## [Given information]

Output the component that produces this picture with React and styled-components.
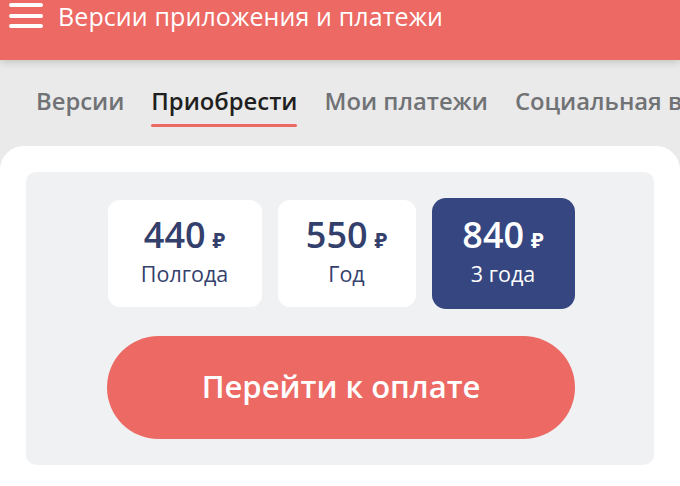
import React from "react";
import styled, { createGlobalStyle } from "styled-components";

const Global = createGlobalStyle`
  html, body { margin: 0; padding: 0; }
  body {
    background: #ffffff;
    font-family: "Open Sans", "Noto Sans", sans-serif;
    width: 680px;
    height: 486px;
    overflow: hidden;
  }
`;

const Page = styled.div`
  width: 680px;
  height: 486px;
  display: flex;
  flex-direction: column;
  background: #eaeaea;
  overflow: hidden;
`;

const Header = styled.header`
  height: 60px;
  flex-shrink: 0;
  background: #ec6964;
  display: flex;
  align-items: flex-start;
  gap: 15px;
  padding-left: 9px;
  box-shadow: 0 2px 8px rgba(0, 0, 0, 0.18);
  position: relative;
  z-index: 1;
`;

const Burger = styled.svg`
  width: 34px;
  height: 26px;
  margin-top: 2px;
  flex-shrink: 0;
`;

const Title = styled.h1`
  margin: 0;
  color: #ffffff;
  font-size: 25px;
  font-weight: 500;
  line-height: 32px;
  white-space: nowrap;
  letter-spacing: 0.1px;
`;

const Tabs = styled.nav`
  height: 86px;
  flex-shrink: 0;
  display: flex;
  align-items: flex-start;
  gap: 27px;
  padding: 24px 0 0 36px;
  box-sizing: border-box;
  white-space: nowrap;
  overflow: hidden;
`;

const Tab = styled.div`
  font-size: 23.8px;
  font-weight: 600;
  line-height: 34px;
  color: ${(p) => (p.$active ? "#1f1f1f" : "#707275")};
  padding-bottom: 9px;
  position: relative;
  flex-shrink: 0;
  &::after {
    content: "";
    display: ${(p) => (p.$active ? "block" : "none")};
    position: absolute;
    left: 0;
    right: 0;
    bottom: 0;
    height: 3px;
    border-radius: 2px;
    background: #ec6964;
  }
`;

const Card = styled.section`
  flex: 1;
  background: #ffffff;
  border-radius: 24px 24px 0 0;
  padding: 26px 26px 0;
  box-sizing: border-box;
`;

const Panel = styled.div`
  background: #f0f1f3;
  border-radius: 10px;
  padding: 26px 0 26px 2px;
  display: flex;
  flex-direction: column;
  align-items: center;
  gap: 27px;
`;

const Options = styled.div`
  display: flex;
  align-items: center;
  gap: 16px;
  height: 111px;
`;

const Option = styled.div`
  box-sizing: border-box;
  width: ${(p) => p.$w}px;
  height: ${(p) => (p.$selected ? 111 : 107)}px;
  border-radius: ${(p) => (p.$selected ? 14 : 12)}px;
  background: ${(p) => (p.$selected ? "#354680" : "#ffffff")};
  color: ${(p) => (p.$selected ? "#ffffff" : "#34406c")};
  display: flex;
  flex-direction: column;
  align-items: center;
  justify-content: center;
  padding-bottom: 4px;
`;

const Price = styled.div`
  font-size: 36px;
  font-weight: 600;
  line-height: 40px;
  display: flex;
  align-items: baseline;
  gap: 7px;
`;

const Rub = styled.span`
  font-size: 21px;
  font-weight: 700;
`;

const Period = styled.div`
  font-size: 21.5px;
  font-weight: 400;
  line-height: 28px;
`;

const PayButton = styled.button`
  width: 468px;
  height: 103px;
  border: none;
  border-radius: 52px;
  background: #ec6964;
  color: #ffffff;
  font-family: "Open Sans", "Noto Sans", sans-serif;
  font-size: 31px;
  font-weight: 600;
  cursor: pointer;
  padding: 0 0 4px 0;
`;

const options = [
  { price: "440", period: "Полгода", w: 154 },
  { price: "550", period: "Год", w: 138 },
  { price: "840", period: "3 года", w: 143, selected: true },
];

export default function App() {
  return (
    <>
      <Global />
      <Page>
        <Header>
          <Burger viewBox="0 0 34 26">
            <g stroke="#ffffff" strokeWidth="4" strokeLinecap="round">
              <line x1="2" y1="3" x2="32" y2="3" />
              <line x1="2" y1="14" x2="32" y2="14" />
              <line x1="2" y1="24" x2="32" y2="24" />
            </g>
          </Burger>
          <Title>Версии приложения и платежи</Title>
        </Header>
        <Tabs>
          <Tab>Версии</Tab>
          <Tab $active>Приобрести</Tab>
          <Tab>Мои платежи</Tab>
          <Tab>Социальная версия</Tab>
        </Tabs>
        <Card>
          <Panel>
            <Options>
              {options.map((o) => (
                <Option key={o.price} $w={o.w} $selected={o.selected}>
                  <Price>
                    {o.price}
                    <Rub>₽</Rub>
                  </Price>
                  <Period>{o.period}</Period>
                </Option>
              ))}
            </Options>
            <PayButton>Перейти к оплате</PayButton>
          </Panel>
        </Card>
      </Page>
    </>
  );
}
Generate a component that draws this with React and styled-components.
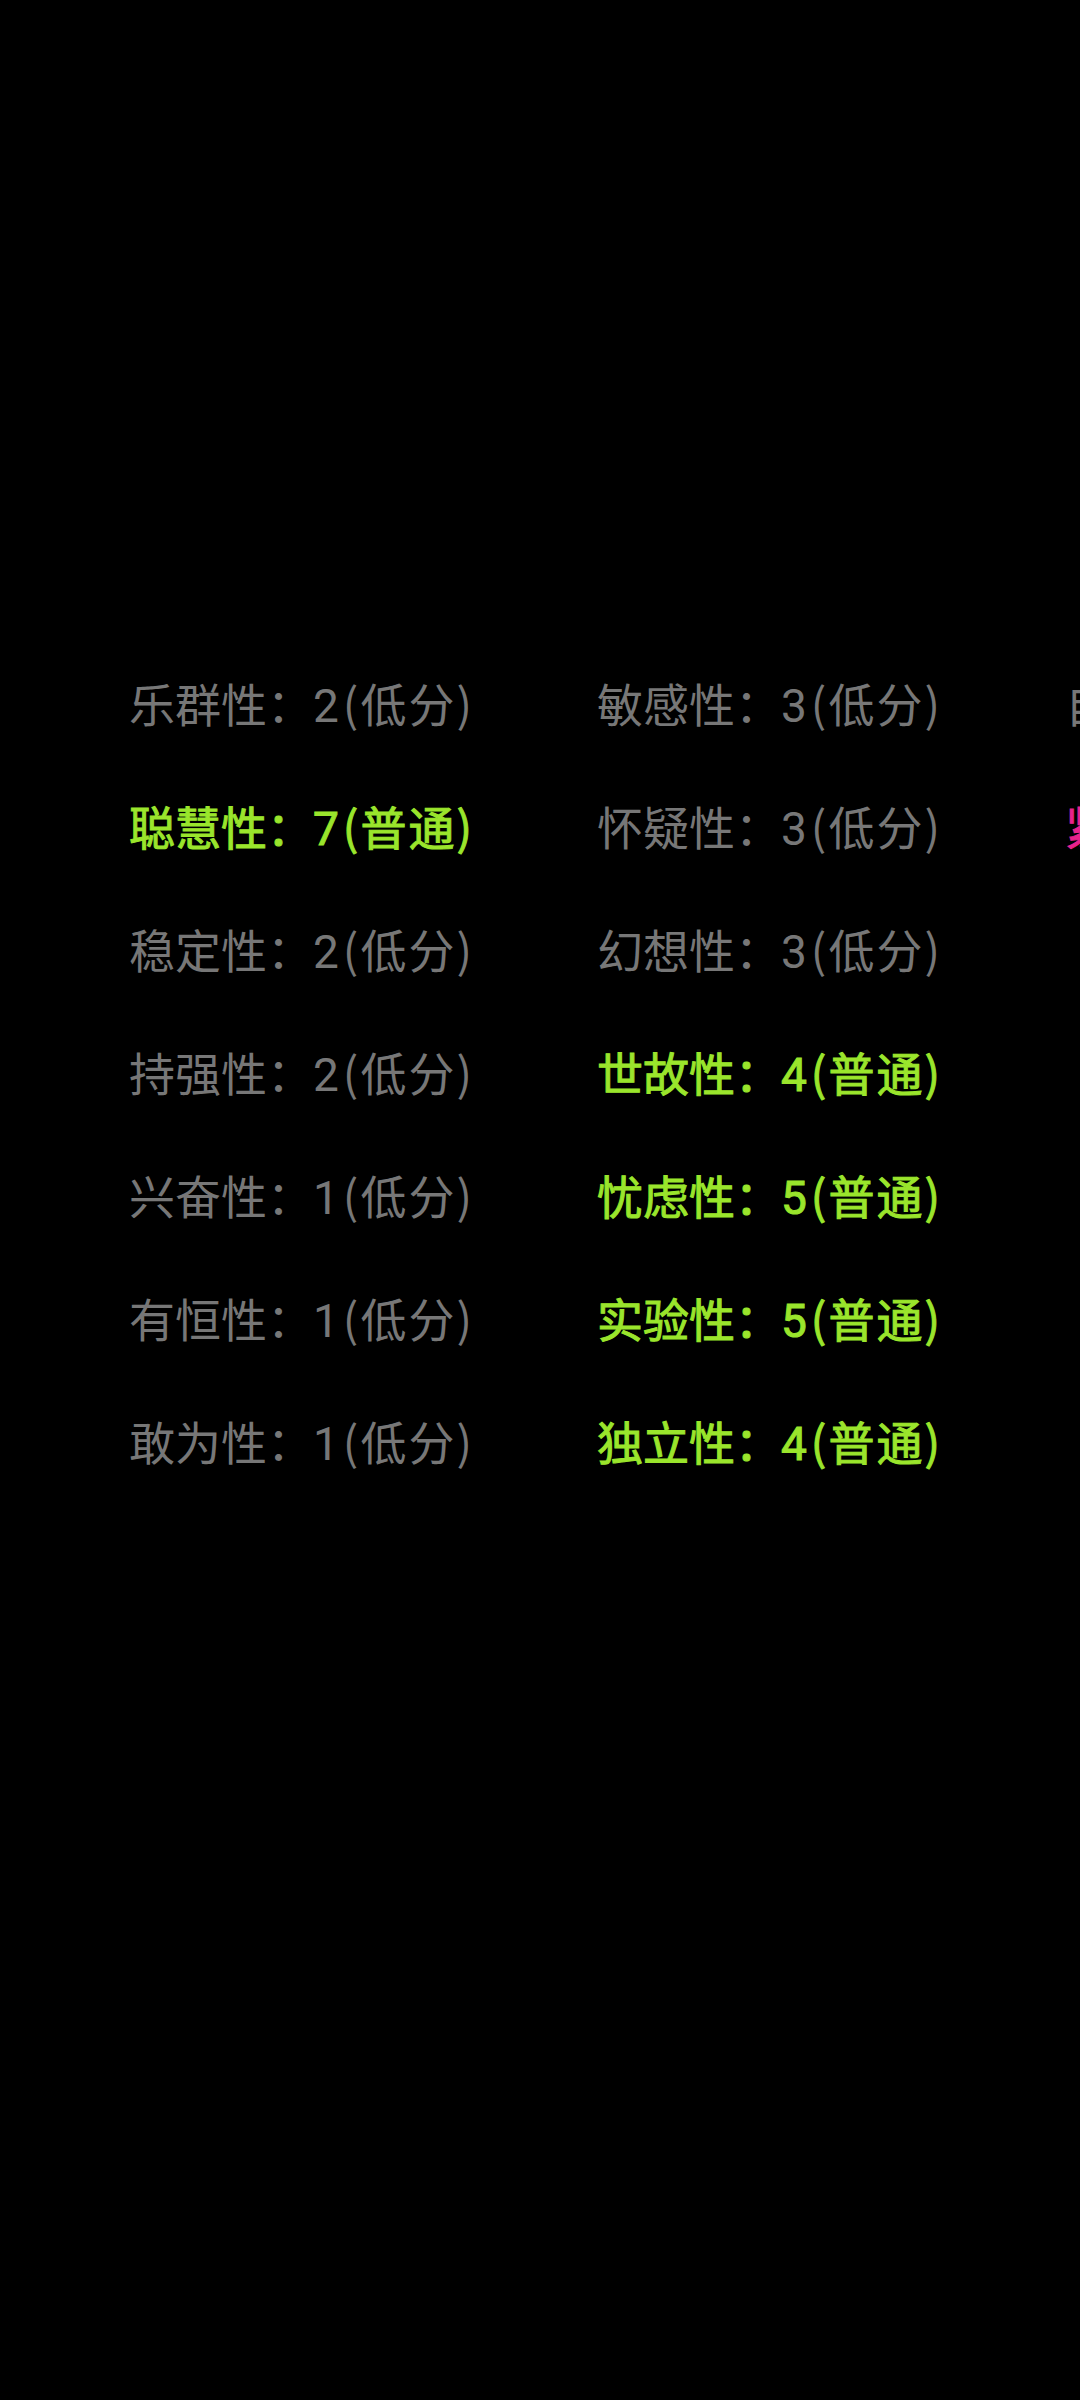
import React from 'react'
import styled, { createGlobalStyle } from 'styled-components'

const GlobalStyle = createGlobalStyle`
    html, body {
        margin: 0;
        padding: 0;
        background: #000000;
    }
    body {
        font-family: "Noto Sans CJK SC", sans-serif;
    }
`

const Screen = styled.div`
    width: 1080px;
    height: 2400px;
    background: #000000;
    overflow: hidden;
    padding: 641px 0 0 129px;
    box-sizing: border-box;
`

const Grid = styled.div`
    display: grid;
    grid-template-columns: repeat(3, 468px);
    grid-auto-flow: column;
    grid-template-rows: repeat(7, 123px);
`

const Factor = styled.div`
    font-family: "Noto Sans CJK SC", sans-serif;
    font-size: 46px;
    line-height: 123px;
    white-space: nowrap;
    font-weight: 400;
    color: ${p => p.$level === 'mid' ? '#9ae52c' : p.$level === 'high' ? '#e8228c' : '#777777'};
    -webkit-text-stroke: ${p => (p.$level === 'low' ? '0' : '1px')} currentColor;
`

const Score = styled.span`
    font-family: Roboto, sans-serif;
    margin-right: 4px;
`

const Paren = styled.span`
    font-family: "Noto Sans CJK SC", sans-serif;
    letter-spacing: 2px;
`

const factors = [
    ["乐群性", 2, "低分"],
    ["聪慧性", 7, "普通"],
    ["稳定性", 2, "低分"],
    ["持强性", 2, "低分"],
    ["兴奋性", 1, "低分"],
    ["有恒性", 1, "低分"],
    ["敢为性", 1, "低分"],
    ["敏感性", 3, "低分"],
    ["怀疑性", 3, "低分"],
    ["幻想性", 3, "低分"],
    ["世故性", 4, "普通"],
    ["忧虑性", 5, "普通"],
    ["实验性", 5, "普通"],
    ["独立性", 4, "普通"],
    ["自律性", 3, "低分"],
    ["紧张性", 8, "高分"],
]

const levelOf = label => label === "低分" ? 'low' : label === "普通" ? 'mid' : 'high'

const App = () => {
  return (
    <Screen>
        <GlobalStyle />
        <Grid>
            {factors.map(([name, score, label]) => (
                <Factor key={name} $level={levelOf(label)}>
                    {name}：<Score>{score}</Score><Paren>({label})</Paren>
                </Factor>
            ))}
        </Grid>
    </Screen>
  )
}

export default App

## [Written exercise]
The pictures should not appear in the copy; every other part of the records above must be returned exactly.

## [In response]
Output the component that produces this picture with React and styled-components.
import React from "react";
import styled, { createGlobalStyle } from "styled-components";

const Global = createGlobalStyle`
  html, body { margin: 0; padding: 0; }
  body {
    background: #ffffff;
    font-family: "Open Sans", "Noto Sans", sans-serif;
    width: 680px;
    height: 486px;
    overflow: hidden;
  }
`;

const Page = styled.div`
  width: 680px;
  height: 486px;
  display: flex;
  flex-direction: column;
  background: #eaeaea;
  overflow: hidden;
`;

const Header = styled.header`
  height: 60px;
  flex-shrink: 0;
  background: #ec6964;
  display: flex;
  align-items: flex-start;
  gap: 15px;
  padding-left: 9px;
  box-shadow: 0 2px 8px rgba(0, 0, 0, 0.18);
  position: relative;
  z-index: 1;
`;

const Burger = styled.svg`
  width: 34px;
  height: 26px;
  margin-top: 2px;
  flex-shrink: 0;
`;

const Title = styled.h1`
  margin: 0;
  color: #ffffff;
  font-size: 25px;
  font-weight: 500;
  line-height: 32px;
  white-space: nowrap;
  letter-spacing: 0.1px;
`;

const Tabs = styled.nav`
  height: 86px;
  flex-shrink: 0;
  display: flex;
  align-items: flex-start;
  gap: 27px;
  padding: 24px 0 0 36px;
  box-sizing: border-box;
  white-space: nowrap;
  overflow: hidden;
`;

const Tab = styled.div`
  font-size: 23.8px;
  font-weight: 600;
  line-height: 34px;
  color: ${(p) => (p.$active ? "#1f1f1f" : "#707275")};
  padding-bottom: 9px;
  position: relative;
  flex-shrink: 0;
  &::after {
    content: "";
    display: ${(p) => (p.$active ? "block" : "none")};
    position: absolute;
    left: 0;
    right: 0;
    bottom: 0;
    height: 3px;
    border-radius: 2px;
    background: #ec6964;
  }
`;

const Card = styled.section`
  flex: 1;
  background: #ffffff;
  border-radius: 24px 24px 0 0;
  padding: 26px 26px 0;
  box-sizing: border-box;
`;

const Panel = styled.div`
  background: #f0f1f3;
  border-radius: 10px;
  padding: 26px 0 26px 2px;
  display: flex;
  flex-direction: column;
  align-items: center;
  gap: 27px;
`;

const Options = styled.div`
  display: flex;
  align-items: center;
  gap: 16px;
  height: 111px;
`;

const Option = styled.div`
  box-sizing: border-box;
  width: ${(p) => p.$w}px;
  height: ${(p) => (p.$selected ? 111 : 107)}px;
  border-radius: ${(p) => (p.$selected ? 14 : 12)}px;
  background: ${(p) => (p.$selected ? "#354680" : "#ffffff")};
  color: ${(p) => (p.$selected ? "#ffffff" : "#34406c")};
  display: flex;
  flex-direction: column;
  align-items: center;
  justify-content: center;
  padding-bottom: 4px;
`;

const Price = styled.div`
  font-size: 36px;
  font-weight: 600;
  line-height: 40px;
  display: flex;
  align-items: baseline;
  gap: 7px;
`;

const Rub = styled.span`
  font-size: 21px;
  font-weight: 700;
`;

const Period = styled.div`
  font-size: 21.5px;
  font-weight: 400;
  line-height: 28px;
`;

const PayButton = styled.button`
  width: 468px;
  height: 103px;
  border: none;
  border-radius: 52px;
  background: #ec6964;
  color: #ffffff;
  font-family: "Open Sans", "Noto Sans", sans-serif;
  font-size: 31px;
  font-weight: 600;
  cursor: pointer;
  padding: 0 0 4px 0;
`;

const options = [
  { price: "440", period: "Полгода", w: 154 },
  { price: "550", period: "Год", w: 138 },
  { price: "840", period: "3 года", w: 143, selected: true },
];

export default function App() {
  return (
    <>
      <Global />
      <Page>
        <Header>
          <Burger viewBox="0 0 34 26">
            <g stroke="#ffffff" strokeWidth="4" strokeLinecap="round">
              <line x1="2" y1="3" x2="32" y2="3" />
              <line x1="2" y1="14" x2="32" y2="14" />
              <line x1="2" y1="24" x2="32" y2="24" />
            </g>
          </Burger>
          <Title>Версии приложения и платежи</Title>
        </Header>
        <Tabs>
          <Tab>Версии</Tab>
          <Tab $active>Приобрести</Tab>
          <Tab>Мои платежи</Tab>
          <Tab>Социальная версия</Tab>
        </Tabs>
        <Card>
          <Panel>
            <Options>
              {options.map((o) => (
                <Option key={o.price} $w={o.w} $selected={o.selected}>
                  <Price>
                    {o.price}
                    <Rub>₽</Rub>
                  </Price>
                  <Period>{o.period}</Period>
                </Option>
              ))}
            </Options>
            <PayButton>Перейти к оплате</PayButton>
          </Panel>
        </Card>
      </Page>
    </>
  );
}
Generate a component that draws this with React and styled-components.
import React from 'react'
import styled, { createGlobalStyle } from 'styled-components'

const GlobalStyle = createGlobalStyle`
    html, body {
        margin: 0;
        padding: 0;
        background: #000000;
    }
    body {
        font-family: "Noto Sans CJK SC", sans-serif;
    }
`

const Screen = styled.div`
    width: 1080px;
    height: 2400px;
    background: #000000;
    overflow: hidden;
    padding: 641px 0 0 129px;
    box-sizing: border-box;
`

const Grid = styled.div`
    display: grid;
    grid-template-columns: repeat(3, 468px);
    grid-auto-flow: column;
    grid-template-rows: repeat(7, 123px);
`

const Factor = styled.div`
    font-family: "Noto Sans CJK SC", sans-serif;
    font-size: 46px;
    line-height: 123px;
    white-space: nowrap;
    font-weight: 400;
    color: ${p => p.$level === 'mid' ? '#9ae52c' : p.$level === 'high' ? '#e8228c' : '#777777'};
    -webkit-text-stroke: ${p => (p.$level === 'low' ? '0' : '1px')} currentColor;
`

const Score = styled.span`
    font-family: Roboto, sans-serif;
    margin-right: 4px;
`

const Paren = styled.span`
    font-family: "Noto Sans CJK SC", sans-serif;
    letter-spacing: 2px;
`

const factors = [
    ["乐群性", 2, "低分"],
    ["聪慧性", 7, "普通"],
    ["稳定性", 2, "低分"],
    ["持强性", 2, "低分"],
    ["兴奋性", 1, "低分"],
    ["有恒性", 1, "低分"],
    ["敢为性", 1, "低分"],
    ["敏感性", 3, "低分"],
    ["怀疑性", 3, "低分"],
    ["幻想性", 3, "低分"],
    ["世故性", 4, "普通"],
    ["忧虑性", 5, "普通"],
    ["实验性", 5, "普通"],
    ["独立性", 4, "普通"],
    ["自律性", 3, "低分"],
    ["紧张性", 8, "高分"],
]

const levelOf = label => label === "低分" ? 'low' : label === "普通" ? 'mid' : 'high'

const App = () => {
  return (
    <Screen>
        <GlobalStyle />
        <Grid>
            {factors.map(([name, score, label]) => (
                <Factor key={name} $level={levelOf(label)}>
                    {name}：<Score>{score}</Score><Paren>({label})</Paren>
                </Factor>
            ))}
        </Grid>
    </Screen>
  )
}

export default App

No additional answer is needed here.